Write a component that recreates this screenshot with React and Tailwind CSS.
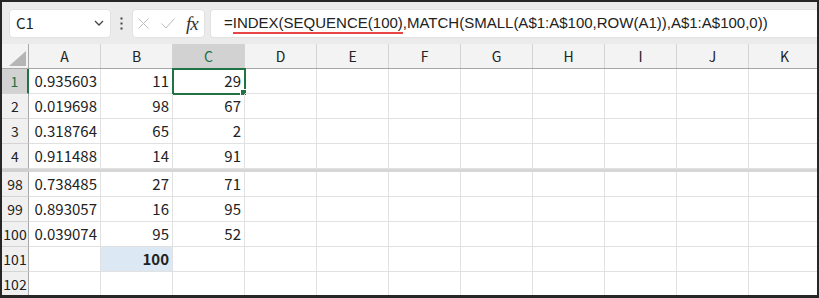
import React from 'react';

const COLS = ['A', 'B', 'C', 'D', 'E', 'F', 'G', 'H', 'I', 'J', 'K'];

const TOP_ROWS = [
  { n: 1, cells: ['0.935603', '11', '29'] },
  { n: 2, cells: ['0.019698', '98', '67'] },
  { n: 3, cells: ['0.318764', '65', '2'] },
  { n: 4, cells: ['0.911488', '14', '91'] },
];

const BOTTOM_ROWS = [
  { n: 98, cells: ['0.738485', '27', '71'] },
  { n: 99, cells: ['0.893057', '16', '95'] },
  { n: 100, cells: ['0.039074', '95', '52'] },
  { n: 101, cells: ['', '100', ''] },
  { n: 102, cells: ['', '', ''] },
];

const font = "font-['Noto_Sans_CJK_JP','Noto_Sans',sans-serif]";

const Toolbar = () => (
  <div className="flex items-center h-[42px] bg-[#ebebeb] pl-[7px] shrink-0">
    <div className="flex items-center justify-between w-[102px] h-[29px] bg-white rounded-[4px] border border-[#e2e2e2] pl-[6px] pr-[6px]">
      <span className="text-[15px] text-[#222]">C1</span>
      <svg width="10" height="6" viewBox="0 0 10 6">
        <path d="M1 1 L5 5 L9 1" fill="none" stroke="#444" strokeWidth="1.3" />
      </svg>
    </div>
    <div className="w-[21px] flex justify-center">
      <svg width="3" height="13" viewBox="0 0 3 13">
        <rect x="0.5" y="0.5" width="2" height="2" fill="#444" />
        <rect x="0.5" y="5.5" width="2" height="2" fill="#444" />
        <rect x="0.5" y="10.5" width="2" height="2" fill="#444" />
      </svg>
    </div>
    <div className="flex items-center w-[73px] h-[29px] bg-white rounded-[4px] border border-[#e2e2e2] pl-[5px]">
      <svg width="11" height="11" viewBox="0 0 11 11">
        <path d="M0.5 0.5 L10.5 10.5 M10.5 0.5 L0.5 10.5" stroke="#bdbdbd" strokeWidth="1" fill="none" />
      </svg>
      <svg width="14" height="11" viewBox="0 0 14 11" className="ml-[12px]">
        <path d="M0.5 5.5 L5 10 L13.5 0.5" stroke="#bdbdbd" strokeWidth="1" fill="none" />
      </svg>
      <span className="ml-[11px] text-[19px] italic font-['Liberation_Serif',serif] text-[#333] leading-none tracking-[-1px]">
        fx
      </span>
    </div>
    <div className="flex items-center flex-1 h-[29px] ml-[5px] bg-white rounded-l-[4px] border border-r-0 border-[#e2e2e2] pl-[13px] whitespace-nowrap">
      <span className="relative text-[15px] text-[#222] font-['Liberation_Sans',sans-serif]">
        =
        <span className="relative">
          INDEX(SEQUENCE(100)
          <span className="absolute left-0 right-0 bottom-[-3px] h-[2px] bg-[#e84545]" />
        </span>
        ,MATCH(SMALL(A$1:A$100,ROW(A1)),A$1:A$100,0))
      </span>
    </div>
  </div>
);

const HeaderRow = () => (
  <div className="grid grid-cols-[27px_repeat(11,72px)] h-[25px] bg-[#f3f3f3] border-b border-[#a8a8a8] shrink-0">
    <div className="relative border-r border-[#a8a8a8]">
      <svg width="17" height="15" viewBox="0 0 17 15" className="absolute right-[2px] bottom-[2px]">
        <path d="M17 0 L17 15 L0 15 Z" fill="#b5b5b5" />
      </svg>
    </div>
    {COLS.map((c) => (
      <div
        key={c}
        className={`flex items-center justify-center text-[14px] border-r border-[#d4d4d4] ${
          c === 'C' ? 'bg-[#d2d2d2] text-[#1e6e42]' : 'text-[#222]'
        }`}
      >
        {c}
      </div>
    ))}
  </div>
);

const Row = ({ n, cells }) => (
  <div className="grid grid-cols-[27px_repeat(11,72px)] h-[25px] shrink-0">
    <div
      className={`flex items-center justify-center text-[14px] border-b ${
        n === 1
          ? 'bg-[#d2d2d2] text-[#1e6e42] border-r-2 border-r-[#217346] border-b-[#d4d4d4]'
          : 'bg-[#f0f0f0] text-[#222] border-r border-r-[#a8a8a8] border-b-[#d4d4d4]'
      }`}
    >
      {n}
    </div>
    {COLS.map((c, i) => {
      const v = cells[i] || '';
      const isSel = n === 1 && c === 'C';
      const isSum = n === 101 && c === 'B';
      return (
        <div
          key={c}
          className={`relative flex items-center justify-end pr-[3px] text-[15px] text-[#222] border-r border-b border-[#e1e1e1] ${
            isSum ? 'bg-[#dce8f4] font-bold' : ''
          }`}
        >
          {v}
          {isSel && (
            <>
              <div className="absolute -left-[1px] -top-[1px] w-[74px] h-[27px] border-2 border-[#217346]" />
              <div className="absolute -right-[3px] -bottom-[3px] w-[7px] h-[7px] bg-[#217346] border border-white" />
            </>
          )}
        </div>
      );
    })}
  </div>
);

const Separator = () => (
  <div className="grid grid-cols-[27px_1fr] h-[3px] shrink-0">
    <div className="bg-[#cfcfcf]" />
    <div className="bg-[#d6d6d6]" />
  </div>
);

export default function App() {
  return (
    <div className={`w-[819px] h-[298px] bg-[#262626] pt-[2px] pl-[2px] pr-[2px] pb-[3px] ${font}`}>
      <div className="w-full h-full bg-white overflow-hidden flex flex-col">
        <Toolbar />
        <HeaderRow />
        {TOP_ROWS.map((r) => (
          <Row key={r.n} {...r} />
        ))}
        <Separator />
        {BOTTOM_ROWS.map((r) => (
          <Row key={r.n} {...r} />
        ))}
      </div>
    </div>
  );
}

────────────────────────────────────────

TASK BRIEF: Output the data exactly. Pictures don't belong in the result.

WRITTEN SOLUTION:
Write a component that recreates this screenshot with React and Tailwind CSS.
import React from 'react';

const COLS = ['A', 'B', 'C', 'D', 'E', 'F', 'G', 'H', 'I', 'J', 'K'];

const TOP_ROWS = [
  { n: 1, cells: ['0.935603', '11', '29'] },
  { n: 2, cells: ['0.019698', '98', '67'] },
  { n: 3, cells: ['0.318764', '65', '2'] },
  { n: 4, cells: ['0.911488', '14', '91'] },
];

const BOTTOM_ROWS = [
  { n: 98, cells: ['0.738485', '27', '71'] },
  { n: 99, cells: ['0.893057', '16', '95'] },
  { n: 100, cells: ['0.039074', '95', '52'] },
  { n: 101, cells: ['', '100', ''] },
  { n: 102, cells: ['', '', ''] },
];

const font = "font-['Noto_Sans_CJK_JP','Noto_Sans',sans-serif]";

const Toolbar = () => (
  <div className="flex items-center h-[42px] bg-[#ebebeb] pl-[7px] shrink-0">
    <div className="flex items-center justify-between w-[102px] h-[29px] bg-white rounded-[4px] border border-[#e2e2e2] pl-[6px] pr-[6px]">
      <span className="text-[15px] text-[#222]">C1</span>
      <svg width="10" height="6" viewBox="0 0 10 6">
        <path d="M1 1 L5 5 L9 1" fill="none" stroke="#444" strokeWidth="1.3" />
      </svg>
    </div>
    <div className="w-[21px] flex justify-center">
      <svg width="3" height="13" viewBox="0 0 3 13">
        <rect x="0.5" y="0.5" width="2" height="2" fill="#444" />
        <rect x="0.5" y="5.5" width="2" height="2" fill="#444" />
        <rect x="0.5" y="10.5" width="2" height="2" fill="#444" />
      </svg>
    </div>
    <div className="flex items-center w-[73px] h-[29px] bg-white rounded-[4px] border border-[#e2e2e2] pl-[5px]">
      <svg width="11" height="11" viewBox="0 0 11 11">
        <path d="M0.5 0.5 L10.5 10.5 M10.5 0.5 L0.5 10.5" stroke="#bdbdbd" strokeWidth="1" fill="none" />
      </svg>
      <svg width="14" height="11" viewBox="0 0 14 11" className="ml-[12px]">
        <path d="M0.5 5.5 L5 10 L13.5 0.5" stroke="#bdbdbd" strokeWidth="1" fill="none" />
      </svg>
      <span className="ml-[11px] text-[19px] italic font-['Liberation_Serif',serif] text-[#333] leading-none tracking-[-1px]">
        fx
      </span>
    </div>
    <div className="flex items-center flex-1 h-[29px] ml-[5px] bg-white rounded-l-[4px] border border-r-0 border-[#e2e2e2] pl-[13px] whitespace-nowrap">
      <span className="relative text-[15px] text-[#222] font-['Liberation_Sans',sans-serif]">
        =
        <span className="relative">
          INDEX(SEQUENCE(100)
          <span className="absolute left-0 right-0 bottom-[-3px] h-[2px] bg-[#e84545]" />
        </span>
        ,MATCH(SMALL(A$1:A$100,ROW(A1)),A$1:A$100,0))
      </span>
    </div>
  </div>
);

const HeaderRow = () => (
  <div className="grid grid-cols-[27px_repeat(11,72px)] h-[25px] bg-[#f3f3f3] border-b border-[#a8a8a8] shrink-0">
    <div className="relative border-r border-[#a8a8a8]">
      <svg width="17" height="15" viewBox="0 0 17 15" className="absolute right-[2px] bottom-[2px]">
        <path d="M17 0 L17 15 L0 15 Z" fill="#b5b5b5" />
      </svg>
    </div>
    {COLS.map((c) => (
      <div
        key={c}
        className={`flex items-center justify-center text-[14px] border-r border-[#d4d4d4] ${
          c === 'C' ? 'bg-[#d2d2d2] text-[#1e6e42]' : 'text-[#222]'
        }`}
      >
        {c}
      </div>
    ))}
  </div>
);

const Row = ({ n, cells }) => (
  <div className="grid grid-cols-[27px_repeat(11,72px)] h-[25px] shrink-0">
    <div
      className={`flex items-center justify-center text-[14px] border-b ${
        n === 1
          ? 'bg-[#d2d2d2] text-[#1e6e42] border-r-2 border-r-[#217346] border-b-[#d4d4d4]'
          : 'bg-[#f0f0f0] text-[#222] border-r border-r-[#a8a8a8] border-b-[#d4d4d4]'
      }`}
    >
      {n}
    </div>
    {COLS.map((c, i) => {
      const v = cells[i] || '';
      const isSel = n === 1 && c === 'C';
      const isSum = n === 101 && c === 'B';
      return (
        <div
          key={c}
          className={`relative flex items-center justify-end pr-[3px] text-[15px] text-[#222] border-r border-b border-[#e1e1e1] ${
            isSum ? 'bg-[#dce8f4] font-bold' : ''
          }`}
        >
          {v}
          {isSel && (
            <>
              <div className="absolute -left-[1px] -top-[1px] w-[74px] h-[27px] border-2 border-[#217346]" />
              <div className="absolute -right-[3px] -bottom-[3px] w-[7px] h-[7px] bg-[#217346] border border-white" />
            </>
          )}
        </div>
      );
    })}
  </div>
);

const Separator = () => (
  <div className="grid grid-cols-[27px_1fr] h-[3px] shrink-0">
    <div className="bg-[#cfcfcf]" />
    <div className="bg-[#d6d6d6]" />
  </div>
);

export default function App() {
  return (
    <div className={`w-[819px] h-[298px] bg-[#262626] pt-[2px] pl-[2px] pr-[2px] pb-[3px] ${font}`}>
      <div className="w-full h-full bg-white overflow-hidden flex flex-col">
        <Toolbar />
        <HeaderRow />
        {TOP_ROWS.map((r) => (
          <Row key={r.n} {...r} />
        ))}
        <Separator />
        {BOTTOM_ROWS.map((r) => (
          <Row key={r.n} {...r} />
        ))}
      </div>
    </div>
  );
}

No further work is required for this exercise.